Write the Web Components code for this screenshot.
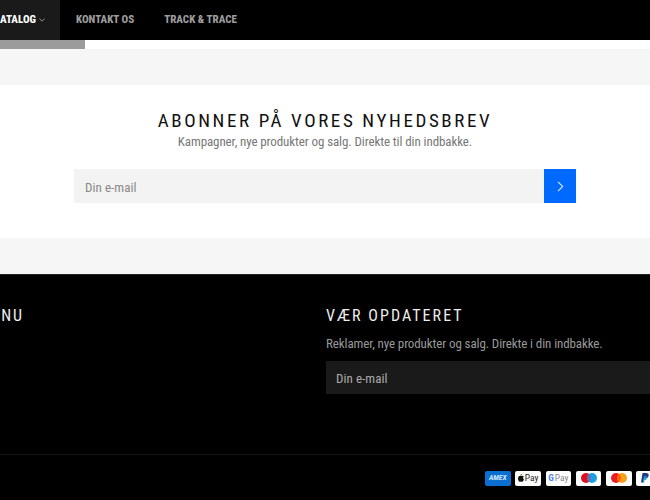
<!DOCTYPE html>
<html lang="da"><head><meta charset="utf-8">
<style>
html,body{margin:0;padding:0;height:500px;overflow:hidden;background:#fff}
body{font-family:"Roboto Condensed",Roboto,sans-serif;font-size:14px}
</style></head><body>
<site-nav></site-nav>
<loader-strip></loader-strip>
<div-band></div-band>
<news-letter></news-letter>
<div-band></div-band>
<site-footer></site-footer>
<script>
const F='"Roboto Condensed",Roboto,sans-serif';
function def(name,html){customElements.define(name,class extends HTMLElement{constructor(){super();this.attachShadow({mode:'open'}).innerHTML=html}})}
def('site-nav',`<style>:host{display:flex;height:40px;background:#000;color:#fff;font:800 11px/40px ${F};letter-spacing:0;overflow:hidden}
.a{width:60px;background:#1a1a1a;display:flex;align-items:center;justify-content:flex-end;gap:3px;padding-right:15px;box-sizing:border-box;white-space:nowrap;flex:none;direction:rtl}
.a span{direction:ltr}
.l{color:#9c9c9c;margin-left:16px;white-space:nowrap}.l+.l{margin-left:30px}svg{display:block}</style>
<div class="a"><svg width="6" height="4" viewBox="0 0 6 4" fill="none" stroke="#999"><path d="M.5.7 3 3.2 5.5.7"/></svg><span>ATALOG</span></div><span class="l">KONTAKT OS</span><span class="l">TRACK &amp; TRACE</span>`);
def('loader-strip',`<style>:host{display:block;height:9px;background:#fff}div{width:85px;height:9px;background:#9b9b9b}</style><div></div>`);
def('div-band',`<style>:host{display:block;height:36px;background:#f6f6f6}</style>`);
def('news-letter',`<style>:host{display:block;height:153px;box-sizing:border-box;padding-top:23px;text-align:center}
h2{margin:0;font:400 19px/26px ${F};letter-spacing:2.6px;color:#111}
p{margin:0;font:400 13px/16px ${F};color:#777;letter-spacing:-.1px}
form{display:flex;margin:19px 74px 0;height:34px}
.i{flex:1;background:#f3f3f3;color:#888;text-align:left;padding-left:11px;line-height:37px;font-size:13px;letter-spacing:.05px}
.b{width:32px;background:#0069ff;display:flex;align-items:center;justify-content:center}</style>
<h2>ABONNER PÅ VORES NYHEDSBREV</h2><p>Kampagner, nye produkter og salg. Direkte til din indbakke.</p>
<form><div class="i">Din e-mail</div><div class="b"><svg width="7" height="11" viewBox="0 0 7 11" fill="none" stroke="#dbe9ff" stroke-width="1.100"><path d="M1 .8 5.700 5.500 1 10.200"/></svg></div></form>`);
def('site-footer',`<style>:host{display:block;height:226px;background:#000;border-top:1px solid #222;box-sizing:border-box;overflow:hidden;color:#fff}
.cols{display:grid;grid-template-columns:326px 1fr;padding-top:31px;height:180px;box-sizing:border-box;border-bottom:1px solid #141414}
h3{margin:0;font:400 16px/20px ${F};letter-spacing:2.05px;color:#eee}
.n{margin-left:-23px;white-space:nowrap}
p{margin:9px 0 0;font:400 13px/17px ${F};color:#999;letter-spacing:-.11px;white-space:nowrap}
.e{margin-top:9px;margin-right:-40px;height:33px;background:#1a1a1a;color:#aaa;font:400 13px/35px ${F};padding-left:10px;letter-spacing:.05px}
.pay{display:flex;gap:4.8px;margin:15.500px 0 0 485px;width:200px}
.c{flex:none;width:25.5px;height:15px;border-radius:2px;background:#fff;display:flex;align-items:center;justify-content:center;gap:1px;font:700 7.500px/1 ${F};color:#222}
.c svg{display:block}</style>
<div class="cols"><h3 class="n">MENU</h3><div><h3>VÆR OPDATERET</h3><p>Reklamer, nye produkter og salg. Direkte i din indbakke.</p><div class="e">Din e-mail</div></div></div>
<div class="pay"><div class="c" style="background:#0a6fd1;color:#cfe6ff;font-style:italic">AMEX</div>
<div class="c"><svg width="6" height="8" viewBox="0 0 6 8" fill="#111"><path d="M3.900 0c.1.8-.6 1.600-1.300 1.600-.1-.8.6-1.500 1.300-1.600zM3 2c.4 0 .9-.3 1.500-.3.5 0 1 .2 1.300.7-1.100.7-.9 2.300.2 2.800C5.600 6.300 5 7.700 4.200 7.700c-.5 0-.7-.3-1.200-.3s-.7.300-1.200.3C.9 7.700 0 6 0 4.500 0 3 1 1.800 2.100 1.800c.4 0 .6.200.9.200z"/></svg><span style="font-size:9.500px;font-weight:400">Pay</span></div>
<div class="c" style="font-weight:400;color:#888;font-size:9.500px"><span style="font-weight:700;color:#4285f4">G</span><span>Pay</span></div>
<div class="c"><svg width="18" height="12" viewBox="0 0 18 12"><circle cx="6" cy="6" r="5" fill="#e3101c"/><circle cx="12" cy="6" r="5" fill="#1c9fe0"/><path d="M9 2a5 5 0 0 1 0 8 5 5 0 0 1 0-8" fill="#6c6bbd"/></svg></div>
<div class="c"><svg width="18" height="12" viewBox="0 0 18 12"><circle cx="6" cy="6" r="5" fill="#eb1c23"/><circle cx="12" cy="6" r="5" fill="#f79e1b"/><path d="M9 2a5 5 0 0 1 0 8 5 5 0 0 1 0-8" fill="#ff5f00"/></svg></div>
<div class="c" style="justify-content:flex-start;padding-left:5px;box-sizing:border-box"><svg width="8" height="10" viewBox="0 0 8 10"><path d="M1.500 0H5c2 0 3 1 2.600 2.800C7.200 4.600 6 5.500 4.200 5.500H3L2.400 9.500H0z" fill="#253b80"/><path d="M3 3h3L5.300 7H3.500l-.3 2.500H1.500z" fill="#179bd7" opacity=".8"/></svg></div></div>`);
</script></body></html>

☆ ☆ ☆ ☆ ☆

Written problem: The listing above needs to be output again exactly. Don't include the pictures.

Complete response:
Write the Web Components code for this screenshot.
<!DOCTYPE html>
<html lang="da"><head><meta charset="utf-8">
<style>
html,body{margin:0;padding:0;height:500px;overflow:hidden;background:#fff}
body{font-family:"Roboto Condensed",Roboto,sans-serif;font-size:14px}
</style></head><body>
<site-nav></site-nav>
<loader-strip></loader-strip>
<div-band></div-band>
<news-letter></news-letter>
<div-band></div-band>
<site-footer></site-footer>
<script>
const F='"Roboto Condensed",Roboto,sans-serif';
function def(name,html){customElements.define(name,class extends HTMLElement{constructor(){super();this.attachShadow({mode:'open'}).innerHTML=html}})}
def('site-nav',`<style>:host{display:flex;height:40px;background:#000;color:#fff;font:800 11px/40px ${F};letter-spacing:0;overflow:hidden}
.a{width:60px;background:#1a1a1a;display:flex;align-items:center;justify-content:flex-end;gap:3px;padding-right:15px;box-sizing:border-box;white-space:nowrap;flex:none;direction:rtl}
.a span{direction:ltr}
.l{color:#9c9c9c;margin-left:16px;white-space:nowrap}.l+.l{margin-left:30px}svg{display:block}</style>
<div class="a"><svg width="6" height="4" viewBox="0 0 6 4" fill="none" stroke="#999"><path d="M.5.7 3 3.2 5.5.7"/></svg><span>ATALOG</span></div><span class="l">KONTAKT OS</span><span class="l">TRACK &amp; TRACE</span>`);
def('loader-strip',`<style>:host{display:block;height:9px;background:#fff}div{width:85px;height:9px;background:#9b9b9b}</style><div></div>`);
def('div-band',`<style>:host{display:block;height:36px;background:#f6f6f6}</style>`);
def('news-letter',`<style>:host{display:block;height:153px;box-sizing:border-box;padding-top:23px;text-align:center}
h2{margin:0;font:400 19px/26px ${F};letter-spacing:2.6px;color:#111}
p{margin:0;font:400 13px/16px ${F};color:#777;letter-spacing:-.1px}
form{display:flex;margin:19px 74px 0;height:34px}
.i{flex:1;background:#f3f3f3;color:#888;text-align:left;padding-left:11px;line-height:37px;font-size:13px;letter-spacing:.05px}
.b{width:32px;background:#0069ff;display:flex;align-items:center;justify-content:center}</style>
<h2>ABONNER PÅ VORES NYHEDSBREV</h2><p>Kampagner, nye produkter og salg. Direkte til din indbakke.</p>
<form><div class="i">Din e-mail</div><div class="b"><svg width="7" height="11" viewBox="0 0 7 11" fill="none" stroke="#dbe9ff" stroke-width="1.100"><path d="M1 .8 5.700 5.500 1 10.200"/></svg></div></form>`);
def('site-footer',`<style>:host{display:block;height:226px;background:#000;border-top:1px solid #222;box-sizing:border-box;overflow:hidden;color:#fff}
.cols{display:grid;grid-template-columns:326px 1fr;padding-top:31px;height:180px;box-sizing:border-box;border-bottom:1px solid #141414}
h3{margin:0;font:400 16px/20px ${F};letter-spacing:2.05px;color:#eee}
.n{margin-left:-23px;white-space:nowrap}
p{margin:9px 0 0;font:400 13px/17px ${F};color:#999;letter-spacing:-.11px;white-space:nowrap}
.e{margin-top:9px;margin-right:-40px;height:33px;background:#1a1a1a;color:#aaa;font:400 13px/35px ${F};padding-left:10px;letter-spacing:.05px}
.pay{display:flex;gap:4.8px;margin:15.500px 0 0 485px;width:200px}
.c{flex:none;width:25.5px;height:15px;border-radius:2px;background:#fff;display:flex;align-items:center;justify-content:center;gap:1px;font:700 7.500px/1 ${F};color:#222}
.c svg{display:block}</style>
<div class="cols"><h3 class="n">MENU</h3><div><h3>VÆR OPDATERET</h3><p>Reklamer, nye produkter og salg. Direkte i din indbakke.</p><div class="e">Din e-mail</div></div></div>
<div class="pay"><div class="c" style="background:#0a6fd1;color:#cfe6ff;font-style:italic">AMEX</div>
<div class="c"><svg width="6" height="8" viewBox="0 0 6 8" fill="#111"><path d="M3.900 0c.1.8-.6 1.600-1.300 1.600-.1-.8.6-1.500 1.300-1.600zM3 2c.4 0 .9-.3 1.500-.3.5 0 1 .2 1.300.7-1.100.7-.9 2.300.2 2.800C5.600 6.300 5 7.700 4.200 7.700c-.5 0-.7-.3-1.200-.3s-.7.300-1.200.3C.9 7.700 0 6 0 4.500 0 3 1 1.800 2.100 1.800c.4 0 .6.200.9.200z"/></svg><span style="font-size:9.500px;font-weight:400">Pay</span></div>
<div class="c" style="font-weight:400;color:#888;font-size:9.500px"><span style="font-weight:700;color:#4285f4">G</span><span>Pay</span></div>
<div class="c"><svg width="18" height="12" viewBox="0 0 18 12"><circle cx="6" cy="6" r="5" fill="#e3101c"/><circle cx="12" cy="6" r="5" fill="#1c9fe0"/><path d="M9 2a5 5 0 0 1 0 8 5 5 0 0 1 0-8" fill="#6c6bbd"/></svg></div>
<div class="c"><svg width="18" height="12" viewBox="0 0 18 12"><circle cx="6" cy="6" r="5" fill="#eb1c23"/><circle cx="12" cy="6" r="5" fill="#f79e1b"/><path d="M9 2a5 5 0 0 1 0 8 5 5 0 0 1 0-8" fill="#ff5f00"/></svg></div>
<div class="c" style="justify-content:flex-start;padding-left:5px;box-sizing:border-box"><svg width="8" height="10" viewBox="0 0 8 10"><path d="M1.500 0H5c2 0 3 1 2.600 2.800C7.200 4.600 6 5.500 4.200 5.500H3L2.400 9.500H0z" fill="#253b80"/><path d="M3 3h3L5.300 7H3.500l-.3 2.500H1.500z" fill="#179bd7" opacity=".8"/></svg></div></div>`);
</script></body></html>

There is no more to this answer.